◆ Problem to work on
Set the listing down unchanged, minus every embedded image.

# start of Data provided

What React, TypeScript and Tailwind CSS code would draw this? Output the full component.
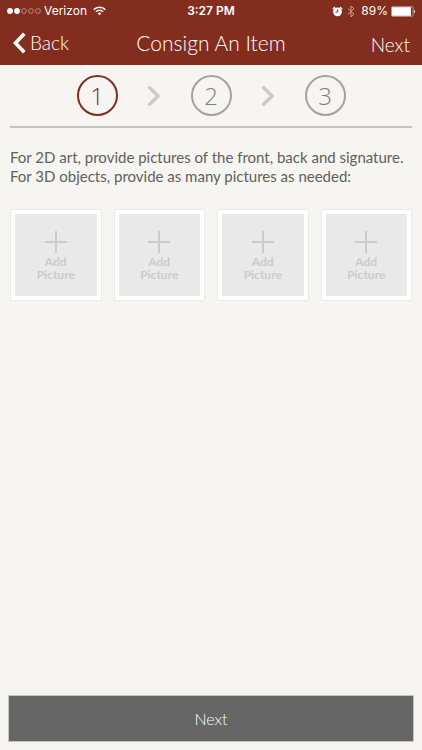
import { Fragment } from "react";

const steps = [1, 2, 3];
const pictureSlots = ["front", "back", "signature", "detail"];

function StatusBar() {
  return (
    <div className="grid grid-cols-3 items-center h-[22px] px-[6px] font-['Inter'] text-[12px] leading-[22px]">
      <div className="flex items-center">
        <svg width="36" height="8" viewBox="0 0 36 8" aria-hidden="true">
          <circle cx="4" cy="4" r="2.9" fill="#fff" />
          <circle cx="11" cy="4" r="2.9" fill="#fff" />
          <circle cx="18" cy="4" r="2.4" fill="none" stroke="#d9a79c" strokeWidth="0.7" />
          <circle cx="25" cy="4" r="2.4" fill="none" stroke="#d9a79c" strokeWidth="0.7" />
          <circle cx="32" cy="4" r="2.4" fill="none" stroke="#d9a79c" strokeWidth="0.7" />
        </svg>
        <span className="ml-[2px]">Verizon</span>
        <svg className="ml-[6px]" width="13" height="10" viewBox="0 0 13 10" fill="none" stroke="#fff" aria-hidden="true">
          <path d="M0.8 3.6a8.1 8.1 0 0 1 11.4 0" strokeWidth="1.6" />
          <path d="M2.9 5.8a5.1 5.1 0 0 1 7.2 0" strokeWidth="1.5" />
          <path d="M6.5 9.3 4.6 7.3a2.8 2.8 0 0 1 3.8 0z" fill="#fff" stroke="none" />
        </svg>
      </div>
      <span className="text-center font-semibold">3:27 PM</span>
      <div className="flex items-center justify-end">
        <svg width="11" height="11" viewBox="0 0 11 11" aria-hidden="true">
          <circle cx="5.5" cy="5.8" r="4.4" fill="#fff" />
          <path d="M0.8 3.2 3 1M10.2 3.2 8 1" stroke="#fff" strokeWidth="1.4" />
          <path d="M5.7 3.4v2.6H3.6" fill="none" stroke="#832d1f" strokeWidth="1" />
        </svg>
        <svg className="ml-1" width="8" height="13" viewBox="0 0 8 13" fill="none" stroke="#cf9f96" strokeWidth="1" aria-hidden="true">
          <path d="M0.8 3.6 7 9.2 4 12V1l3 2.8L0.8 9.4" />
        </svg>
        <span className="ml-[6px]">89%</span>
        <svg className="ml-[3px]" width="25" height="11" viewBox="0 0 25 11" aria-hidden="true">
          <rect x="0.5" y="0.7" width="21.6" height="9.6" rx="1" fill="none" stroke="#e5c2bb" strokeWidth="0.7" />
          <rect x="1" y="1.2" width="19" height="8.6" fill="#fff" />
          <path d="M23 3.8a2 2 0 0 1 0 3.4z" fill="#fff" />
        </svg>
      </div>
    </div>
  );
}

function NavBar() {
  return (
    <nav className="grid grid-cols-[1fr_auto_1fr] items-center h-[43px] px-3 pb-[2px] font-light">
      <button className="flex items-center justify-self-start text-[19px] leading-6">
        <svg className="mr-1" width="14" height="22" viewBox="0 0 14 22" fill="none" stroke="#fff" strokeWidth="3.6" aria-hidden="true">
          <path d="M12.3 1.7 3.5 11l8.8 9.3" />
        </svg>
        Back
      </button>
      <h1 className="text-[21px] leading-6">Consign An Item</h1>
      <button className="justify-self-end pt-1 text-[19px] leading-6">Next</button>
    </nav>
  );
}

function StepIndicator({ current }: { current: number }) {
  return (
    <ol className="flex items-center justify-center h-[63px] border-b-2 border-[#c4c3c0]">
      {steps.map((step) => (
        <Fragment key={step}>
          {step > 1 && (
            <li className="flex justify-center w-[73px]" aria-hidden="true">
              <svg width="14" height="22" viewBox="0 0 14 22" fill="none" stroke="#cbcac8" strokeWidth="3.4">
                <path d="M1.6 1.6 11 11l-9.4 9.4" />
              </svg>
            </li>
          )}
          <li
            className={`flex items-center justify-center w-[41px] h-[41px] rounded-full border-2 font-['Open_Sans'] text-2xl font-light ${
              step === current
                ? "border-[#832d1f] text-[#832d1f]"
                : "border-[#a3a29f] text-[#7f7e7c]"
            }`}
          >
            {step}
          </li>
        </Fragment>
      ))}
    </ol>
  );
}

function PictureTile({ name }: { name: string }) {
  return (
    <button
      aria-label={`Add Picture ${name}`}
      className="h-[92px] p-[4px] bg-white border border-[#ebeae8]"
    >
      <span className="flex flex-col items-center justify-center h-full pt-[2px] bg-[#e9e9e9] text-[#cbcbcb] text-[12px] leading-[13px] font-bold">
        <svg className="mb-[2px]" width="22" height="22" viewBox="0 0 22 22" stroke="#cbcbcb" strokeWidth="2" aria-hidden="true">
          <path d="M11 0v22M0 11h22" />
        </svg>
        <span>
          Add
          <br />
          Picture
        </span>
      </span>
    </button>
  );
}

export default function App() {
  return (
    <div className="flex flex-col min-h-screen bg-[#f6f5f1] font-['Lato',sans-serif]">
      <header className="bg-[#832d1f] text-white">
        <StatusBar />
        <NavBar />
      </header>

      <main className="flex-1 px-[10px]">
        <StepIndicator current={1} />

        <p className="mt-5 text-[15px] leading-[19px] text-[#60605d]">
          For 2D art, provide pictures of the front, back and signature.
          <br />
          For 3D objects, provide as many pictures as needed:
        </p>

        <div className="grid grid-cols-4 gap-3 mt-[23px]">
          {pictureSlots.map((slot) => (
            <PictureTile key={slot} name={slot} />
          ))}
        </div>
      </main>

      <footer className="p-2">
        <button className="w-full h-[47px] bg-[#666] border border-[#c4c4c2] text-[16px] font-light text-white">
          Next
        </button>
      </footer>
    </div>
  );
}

# end of Data provided

◆ Exercise response
What React, TypeScript and Tailwind CSS code would draw this? Output the full component.
import { Fragment } from "react";

const steps = [1, 2, 3];
const pictureSlots = ["front", "back", "signature", "detail"];

function StatusBar() {
  return (
    <div className="grid grid-cols-3 items-center h-[22px] px-[6px] font-['Inter'] text-[12px] leading-[22px]">
      <div className="flex items-center">
        <svg width="36" height="8" viewBox="0 0 36 8" aria-hidden="true">
          <circle cx="4" cy="4" r="2.9" fill="#fff" />
          <circle cx="11" cy="4" r="2.9" fill="#fff" />
          <circle cx="18" cy="4" r="2.4" fill="none" stroke="#d9a79c" strokeWidth="0.7" />
          <circle cx="25" cy="4" r="2.4" fill="none" stroke="#d9a79c" strokeWidth="0.7" />
          <circle cx="32" cy="4" r="2.4" fill="none" stroke="#d9a79c" strokeWidth="0.7" />
        </svg>
        <span className="ml-[2px]">Verizon</span>
        <svg className="ml-[6px]" width="13" height="10" viewBox="0 0 13 10" fill="none" stroke="#fff" aria-hidden="true">
          <path d="M0.8 3.6a8.1 8.1 0 0 1 11.4 0" strokeWidth="1.6" />
          <path d="M2.9 5.8a5.1 5.1 0 0 1 7.2 0" strokeWidth="1.5" />
          <path d="M6.5 9.3 4.6 7.3a2.8 2.8 0 0 1 3.8 0z" fill="#fff" stroke="none" />
        </svg>
      </div>
      <span className="text-center font-semibold">3:27 PM</span>
      <div className="flex items-center justify-end">
        <svg width="11" height="11" viewBox="0 0 11 11" aria-hidden="true">
          <circle cx="5.5" cy="5.8" r="4.4" fill="#fff" />
          <path d="M0.8 3.2 3 1M10.2 3.2 8 1" stroke="#fff" strokeWidth="1.4" />
          <path d="M5.7 3.4v2.6H3.6" fill="none" stroke="#832d1f" strokeWidth="1" />
        </svg>
        <svg className="ml-1" width="8" height="13" viewBox="0 0 8 13" fill="none" stroke="#cf9f96" strokeWidth="1" aria-hidden="true">
          <path d="M0.8 3.6 7 9.2 4 12V1l3 2.8L0.8 9.4" />
        </svg>
        <span className="ml-[6px]">89%</span>
        <svg className="ml-[3px]" width="25" height="11" viewBox="0 0 25 11" aria-hidden="true">
          <rect x="0.5" y="0.7" width="21.6" height="9.6" rx="1" fill="none" stroke="#e5c2bb" strokeWidth="0.7" />
          <rect x="1" y="1.2" width="19" height="8.6" fill="#fff" />
          <path d="M23 3.8a2 2 0 0 1 0 3.4z" fill="#fff" />
        </svg>
      </div>
    </div>
  );
}

function NavBar() {
  return (
    <nav className="grid grid-cols-[1fr_auto_1fr] items-center h-[43px] px-3 pb-[2px] font-light">
      <button className="flex items-center justify-self-start text-[19px] leading-6">
        <svg className="mr-1" width="14" height="22" viewBox="0 0 14 22" fill="none" stroke="#fff" strokeWidth="3.6" aria-hidden="true">
          <path d="M12.3 1.7 3.5 11l8.8 9.3" />
        </svg>
        Back
      </button>
      <h1 className="text-[21px] leading-6">Consign An Item</h1>
      <button className="justify-self-end pt-1 text-[19px] leading-6">Next</button>
    </nav>
  );
}

function StepIndicator({ current }: { current: number }) {
  return (
    <ol className="flex items-center justify-center h-[63px] border-b-2 border-[#c4c3c0]">
      {steps.map((step) => (
        <Fragment key={step}>
          {step > 1 && (
            <li className="flex justify-center w-[73px]" aria-hidden="true">
              <svg width="14" height="22" viewBox="0 0 14 22" fill="none" stroke="#cbcac8" strokeWidth="3.4">
                <path d="M1.6 1.6 11 11l-9.4 9.4" />
              </svg>
            </li>
          )}
          <li
            className={`flex items-center justify-center w-[41px] h-[41px] rounded-full border-2 font-['Open_Sans'] text-2xl font-light ${
              step === current
                ? "border-[#832d1f] text-[#832d1f]"
                : "border-[#a3a29f] text-[#7f7e7c]"
            }`}
          >
            {step}
          </li>
        </Fragment>
      ))}
    </ol>
  );
}

function PictureTile({ name }: { name: string }) {
  return (
    <button
      aria-label={`Add Picture ${name}`}
      className="h-[92px] p-[4px] bg-white border border-[#ebeae8]"
    >
      <span className="flex flex-col items-center justify-center h-full pt-[2px] bg-[#e9e9e9] text-[#cbcbcb] text-[12px] leading-[13px] font-bold">
        <svg className="mb-[2px]" width="22" height="22" viewBox="0 0 22 22" stroke="#cbcbcb" strokeWidth="2" aria-hidden="true">
          <path d="M11 0v22M0 11h22" />
        </svg>
        <span>
          Add
          <br />
          Picture
        </span>
      </span>
    </button>
  );
}

export default function App() {
  return (
    <div className="flex flex-col min-h-screen bg-[#f6f5f1] font-['Lato',sans-serif]">
      <header className="bg-[#832d1f] text-white">
        <StatusBar />
        <NavBar />
      </header>

      <main className="flex-1 px-[10px]">
        <StepIndicator current={1} />

        <p className="mt-5 text-[15px] leading-[19px] text-[#60605d]">
          For 2D art, provide pictures of the front, back and signature.
          <br />
          For 3D objects, provide as many pictures as needed:
        </p>

        <div className="grid grid-cols-4 gap-3 mt-[23px]">
          {pictureSlots.map((slot) => (
            <PictureTile key={slot} name={slot} />
          ))}
        </div>
      </main>

      <footer className="p-2">
        <button className="w-full h-[47px] bg-[#666] border border-[#c4c4c2] text-[16px] font-light text-white">
          Next
        </button>
      </footer>
    </div>
  );
}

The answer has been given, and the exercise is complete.